Hi, Lisa. I just spoke with you on the phone a few hours ago, along with Brett. I’m going to set up a private online gallery shortly for pictures of the whole gang from back in the day. I’ll send out the details when it’s ready. It’s especially important if the Tiff is slated for the wrecking ball. Start scanning, Tiffany veterans!

Joe Vogel
Joe Vogel on January 6, 2009 at 10:35 pm

The April 11, 1966, issue of Boxoffice Magazine said that Harold Goldman and Robert Lippert planned to have their new Tiffany Theatre operating by late May of that year. The first movie theater on the Sunset Strip, the new art house had 400 seats, arranged in the continental style. The interior of the theater was designed by Ben Mayer, and the new facade and marquee were designed by Heath & Company. The building itself dates from 1935, and had already undergone extensive alterations in 1955.

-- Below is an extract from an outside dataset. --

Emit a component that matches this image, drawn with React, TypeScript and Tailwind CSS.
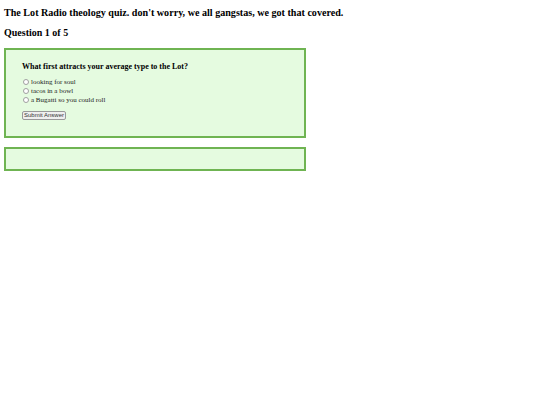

meryl on January 1, 2009 at 2:17 am

Lisa, sure; there are ghosts— but right now they’re all smiling & waving at us!

lisasutton on December 29, 2008 at 1:25 am

Many years ago, Sean, you told me to let you know if anything cataclysmic happened in my life. I think finding this site might be that moment. I just spoke to “Little Lisa” for the first time in 28 years yesterday. Lisa and I stole the J-A-N-E-T from the letter room at the final show of RHPS. I kept the N— I left t eh T on Meryl’s doorstep at 3am after the show- if I remember correctly, she came dressed as a Transylvanian and snuck in, but got thrown out by Tommy Cooper when she was spotted with David Bryant. This was the last time I saw anyone from that old group.

Many years later, I had the privilege of working with Richard O'Brien. To make matters entirely surreal, I met him for the first time Tiffany Theater, where we attended a revival of the Rocky Horror Show. the lobby smelled the same, I saw a lot of ghosts that night. — Lisa (please! Never call me BIG Lisa!)